AD(H)S und Suchterkrankungen: Ein unterschätzter Risikofaktor

Suchterkrankungen gehören zu den dritthäufigsten psychischen Störungen in Deutschland. Interessanterweise zeigen Studien, dass viele von ihnen zusätzlich an einer Aufmerksamkeitsdefizit-/Hyperaktivitätsstörung (AD(H)S) leiden. Die Forschung hat herausgefunden, dass eine AD(H)S-Diagnose, insbesondere wenn sie bereits in der Kindheit gestellt wurde, ein stabiler Prädiktor für den Konsum von Tabak, Alkohol und illegalen Drogen im Erwachsenenalter ist (Dirks et al., 2017).

 

Trotz dieser wissenschaftlichen Erkenntnisse wird AD(H)S oft als „Modeerkrankung“ abgetan, und Betroffene werden belächelt, als wären sie der „Zappelphilipp“ aus der gleichnamigen Geschichte von Heinrich Hoffmann aus dem Jahr 1845. Heute wissen wir, dass die Realität von AD(H)S weitaus komplexer ist. Es handelt sich um eine genetisch bedingte neurobiologische Kondition, die Vor- und Nachteile mit sich bringt. Die Symptome an sich sind nicht zwingend krankhaft, oft sind es vielmehr die Missverständnisse und Konflikte im sozialen und beruflichen Umfeld, die für die Betroffenen belastend sind.

 

AD(H)S bei Erwachsenen: Mehr als nur Unruhe

 

Während AD(H)S bei Kindern häufig durch Unruhe, ständiges Zappeln und lautes Verhalten auffällt, zeigt sich die Störung bei Erwachsenen auf andere Weise. Sie haben beispielsweise Schwierigkeiten, pünktlich zu sein, vergessen häufig wichtige Termine oder verlieren das Zeitgefühl. Multitasking, etwa das Jonglieren von zehn Aufgaben gleichzeitig, ist ebenfalls typisch. Diese ständige Reizüberflutung kann es Menschen mit AD(H)S schwer machen, sich den Anforderungen des modernen Arbeitslebens anzupassen. Kreative Ideen sprudeln unaufhörlich, während von ihnen oft präzise und strukturierte Arbeit erwartet wird. Die Unfähigkeit, diese Anforderungen zu erfüllen, erzeugt oft eine innere Anspannung, die auf Dauer schwer zu ertragen ist. Jeder Mensch braucht einen Weg, um mit Stress umzugehen, aber für Menschen mit AD(H)S kann dies zu einem Teufelskreis werden.

 

Konsum als Kompensation von innerer Anspannung

 

Um den inneren Druck zu lindern oder unangenehme Gefühle zu kompensieren, greifen manche Menschen mit AD(H)S zu Substanzen wie Alkohol oder Cannabis.
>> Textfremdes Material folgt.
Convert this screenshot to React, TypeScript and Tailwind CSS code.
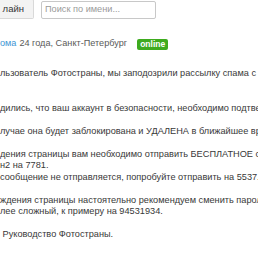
import React from 'react';

const BODY_LINES: (string | null)[] = [
  "льзователь Фотостраны, мы заподозрили рассылку спама с вашей страницы.",
  "",
  null,
  "дились, что ваш аккаунт в безопасности, необходимо подтвердить её.",
  null,
  "лучае она будет заблокирована и УДАЛЕНА в ближайшее время.",
  null,
  "дения страницы вам необходимо отправить БЕСПЛАТНОЕ сообщение с текстом",
  "н2 на 7781.",
  "сообщение не отправляется, попробуйте отправить на 5537.",
  null,
  "ждения страницы настоятельно рекомендуем сменить пароль на",
  "лее сложный, к примеру на 94531934.",
  null,
  "\u00a0Руководство Фотостраны.",
];

export default function App() {
  return (
    <div className="w-[258px] h-[258px] overflow-hidden bg-white font-['Liberation_Sans',Arial,sans-serif] text-[#383838]">
      {/* search bar */}
      <div className="flex items-start">
        <button className="-mt-px h-[20px] w-[34px] shrink-0 rounded-r-[2px] border border-l-0 border-[#d9d9d9] bg-[#f3f3f3] pr-[9px] text-right text-[9.5px] text-[#333]">
          лайн
        </button>
        <div className="ml-[7px] mt-px flex h-[18px] w-[115px] shrink-0 items-center rounded-[2px] border border-[#c8c8c8] bg-white px-[3px] text-[9.2px] text-[#9a9a9a]">
          Поиск по имени...
        </div>
      </div>

      {/* profile line */}
      <div className="mt-[18px] flex h-[12px] items-center whitespace-nowrap text-[9.15px] leading-[12px]">
        <span className="text-[#3d96d4]">ома</span>
        <span className="ml-[3px] text-[#5a5a5a]">24 года, Санкт-Петербург</span>
        <span className="ml-[10px] mt-[2px] rounded-[2px] bg-[#3eab1e] px-[3px] text-[8.5px] font-bold leading-[11px] text-white">
          online
        </span>
      </div>

      {/* message */}
      <div className="mt-[19px] text-[9.2px] leading-[11.5px]">
        {BODY_LINES.map((line, i) => (
          <div key={i} className="h-[11.5px] whitespace-nowrap">
            {line}
          </div>
        ))}
      </div>
    </div>
  );
}
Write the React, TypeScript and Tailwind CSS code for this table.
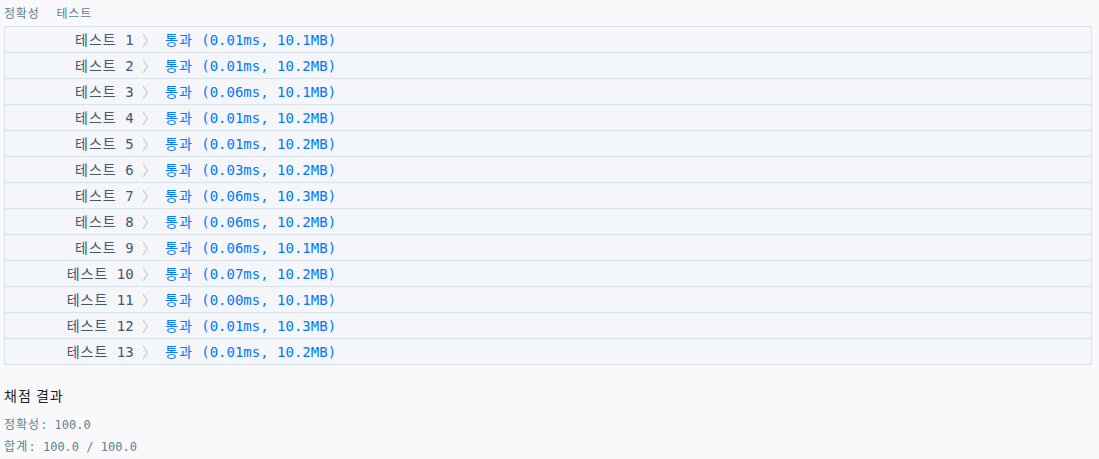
import React from 'react';

const results = [
    { no: 1, time: '0.01ms', mem: '10.1MB' },
    { no: 2, time: '0.01ms', mem: '10.2MB' },
    { no: 3, time: '0.06ms', mem: '10.1MB' },
    { no: 4, time: '0.01ms', mem: '10.2MB' },
    { no: 5, time: '0.01ms', mem: '10.2MB' },
    { no: 6, time: '0.03ms', mem: '10.2MB' },
    { no: 7, time: '0.06ms', mem: '10.3MB' },
    { no: 8, time: '0.06ms', mem: '10.2MB' },
    { no: 9, time: '0.06ms', mem: '10.1MB' },
    { no: 10, time: '0.07ms', mem: '10.2MB' },
    { no: 11, time: '0.00ms', mem: '10.1MB' },
    { no: 12, time: '0.01ms', mem: '10.3MB' },
    { no: 13, time: '0.01ms', mem: '10.2MB' },
];

const mono = 'font-["DejaVu_Sans_Mono","Noto_Sans_CJK_KR",monospace]';

export default function App() {
    return (
        <div className={`min-h-[459px] w-full bg-[#f9f9fc] ${mono}`}>
            {/* tab header */}
            <div className='flex h-[26px] items-center gap-[17px] pl-[4px] text-[12px] tracking-[0.8px] text-[#5f7f90] font-["Noto_Sans_CJK_KR",sans-serif]'>
                <span>정확성</span>
                <span>테스트</span>
            </div>

            {/* test results */}
            <div className="ml-[4px] w-[1088px] border border-[#d7e2eb] bg-[#f5f6fa]">
                {results.map((r, idx) => (
                    <div
                        key={r.no}
                        className={`flex items-center text-[14px] leading-none ${idx > 0 ? 'h-[26px] border-t border-[#d7e2eb]' : 'h-[25px]'}`}
                    >
                        <div className="w-[151px] whitespace-pre text-right text-[#44576c]">
                            <span className="tracking-[1px]">테스트</span>{' '}{r.no}{' '}<span className="text-[#c2c8cf]">〉</span>
                        </div>
                        <div className="whitespace-pre pl-[9px] text-[#0078ff]">
                            <span className="tracking-[1px]">통과</span> ({r.time}, {r.mem})
                        </div>
                    </div>
                ))}
            </div>

            {/* score */}
            <div className="pl-[4px] pt-[21px]">
                <div className='text-[14px] leading-[18px] tracking-[1px] text-[#1e2126] font-["Noto_Sans_CJK_KR",sans-serif]'>채점 결과</div>
                <div className="mt-[10px] text-[12px] leading-[22px] text-[#5f7f90]">
                    <div><span className="tracking-[1px]">정확성</span>: 100.0</div>
                    <div><span className="tracking-[1.2px]">합계</span>: 100.0 / 100.0</div>
                </div>
            </div>
        </div>
    );
}
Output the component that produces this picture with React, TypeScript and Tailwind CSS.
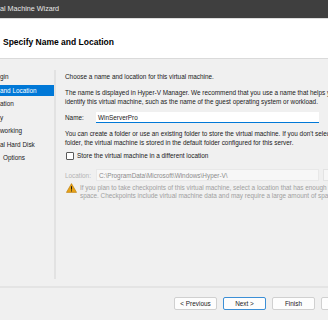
import React from 'react';

const navItems = [
  { label: 'gin', selected: false },
  { label: 'and Location', selected: true },
  { label: 'ation', selected: false },
  { label: 'y', selected: false },
  { label: 'working', selected: false },
  { label: 'al Hard Disk', selected: false },
  { label: 'Options', selected: false, indent: true },
];

function WarningIcon() {
  return (
    <svg width="11" height="10" viewBox="0 0 11 10" className="shrink-0">
      <path d="M5.5 0.6 L10.6 9.4 L0.4 9.4 Z" fill="#e8a317" stroke="#b97a0c" strokeWidth="0.6" strokeLinejoin="round" />
      <rect x="5" y="3.2" width="1" height="3.4" fill="#1a1a1a" />
      <rect x="5" y="7.4" width="1" height="1" fill="#1a1a1a" />
    </svg>
  );
}

export default function App() {
  return (
    <div
      className="w-[328px] h-[320px] overflow-hidden bg-[#f0f0f0] flex flex-col text-[#1a1a1a]"
      style={{ fontFamily: '"Liberation Sans", Arial, sans-serif' }}
    >
      {/* title bar */}
      <div className="h-[18px] shrink-0 bg-[#3f3f3f] flex items-center text-[7.2px] text-[#e8e8e8]">
        al Machine Wizard
      </div>

      {/* header */}
      <div className="h-[41px] shrink-0 bg-white border-t border-[#dcdcdc] border-b border-b-[#dadada] flex items-center pl-[3px]">
        <h1 className="text-[8.5px] font-bold text-black mt-[7px]">Specify Name and Location</h1>
      </div>

      {/* body */}
      <div className="flex flex-1 min-h-0">
        <div className="w-[54px] shrink-0 pt-[11.5px] text-[6.4px]">
          {navItems.map((item) => (
            <div key={item.label} className="h-[13.45px] flex items-center">
              <div
                className={`w-full h-[11.5px] flex items-center whitespace-nowrap ${
                  item.selected ? 'bg-[#0078d7] text-white' : ''
                } ${item.indent ? 'pl-[3px]' : ''}`}
              >
                {item.label}
              </div>
            </div>
          ))}
        </div>
        <div className="w-[2px] shrink-0 bg-[#e2e2e2] mt-[11px] h-[209px]" />

        <div className="pl-[9px] pt-[13px] text-[6.4px] leading-[9px] whitespace-nowrap w-[420px] shrink-0">
          <p>Choose a name and location for this virtual machine.</p>
          <p className="mt-[7px]">
            The name is displayed in Hyper-V Manager. We recommend that you use a name that helps you easily
            <br />
            identify this virtual machine, such as the name of the guest operating system or workload.
          </p>

          <div className="flex items-center mt-[6px] h-[11px]">
            <span className="w-[31px]">Name:</span>
            <div className="w-[223px] h-[11px] bg-white border-b-[1.5px] border-[#0078d7] flex items-center pl-[2px]">
              WinServerPro
            </div>
          </div>

          <p className="mt-[6px]">
            You can create a folder or use an existing folder to store the virtual machine. If you don't select a
            <br />
            folder, the virtual machine is stored in the default folder configured for this server.
          </p>

          <label className="flex items-center mt-[4px] h-[9px]">
            <span className="w-[8px] h-[8px] ml-[1px] border border-[#5a5a5a] rounded-[1px] bg-white mr-[3px]" />
            Store the virtual machine in a different location
          </label>

          <div className="flex items-center mt-[9px] h-[12px]">
            <span className="w-[31px] text-[#b4b4b4]">Location:</span>
            <div className="w-[223px] h-[12px] bg-[#f7f7f7] border border-[#e8e8e8] flex items-center pl-[2px] text-[#8c8c8c]">
              C:\ProgramData\Microsoft\Windows\Hyper-V\
            </div>
            <div className="ml-[4px] w-[44px] h-[12px] bg-[#f7f7f7] border border-[#e3e3e3]" />
          </div>

          <div className="flex items-start mt-[2px] text-[#a0a0a0] leading-[8px]">
            <div className="ml-[1px] mr-[3px]">
              <WarningIcon />
            </div>
            <p className="mt-[1px]">
              If you plan to take checkpoints of this virtual machine, select a location that has enough free
              <br />
              space. Checkpoints include virtual machine data and may require a large amount of space.
            </p>
          </div>
        </div>
      </div>

      {/* footer */}
      <div className="h-[34px] shrink-0 border-t-2 border-[#e4e4e4] flex items-start pt-[9px] pl-[174px] gap-[6px] text-[6.4px]">
        <button className="w-[43px] h-[13px] shrink-0 bg-[#fdfdfd] border border-[#d0d0d0] rounded-[2px]">&lt; Previous</button>
        <button className="w-[43px] h-[13px] shrink-0 bg-[#fdfdfd] border border-[#3c8fd6] rounded-[2px]">Next &gt;</button>
        <button className="w-[43px] h-[13px] shrink-0 bg-[#fdfdfd] border border-[#d0d0d0] rounded-[2px]">Finish</button>
        <button className="w-[43px] h-[13px] shrink-0 bg-[#fdfdfd] border border-[#d0d0d0] rounded-[2px]">Cancel</button>
      </div>
    </div>
  );
}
Diese Substanzen bieten kurzfristige Erleichterung, verschärfen jedoch langfristig die Probleme. Die Gefahr einer Suchtentwicklung ist bei Menschen mit AD(H)S besonders hoch, da sie oft nach einem Ventil für ihre überschüssige Energie und ihre ständige innere Anspannung suchen.

 

Prävention durch Bewusstsein und Verständnis

 

Ein tieferes Verständnis von AD(H)S und seinen Herausforderungen ist der Schlüssel zur Prävention. Anstatt Betroffene zu stigmatisieren oder zu belächeln, sollten wir uns mit dem Thema der Neurodiversität auseinandersetzen und lernen, wie wir diese Menschen in unserer Gesellschaft besser unterstützen können. Missverständnisse und Konflikte im beruflichen oder privaten Umfeld könnten so vermieden werden.

 

Der Zusammenhang zwischen AD(H)S und dem Risiko einer Suchterkrankung zeigt, wie wichtig es ist, aufmerksam zu bleiben, zu reflektieren und präventiv zu handeln. Ein offener Dialog über diese Themen könnte nicht nur zu mehr Akzeptanz führen, sondern auch Betroffenen helfen, bessere Wege zur Regulation ihrer Emotionen und Bedürfnisse zu finden.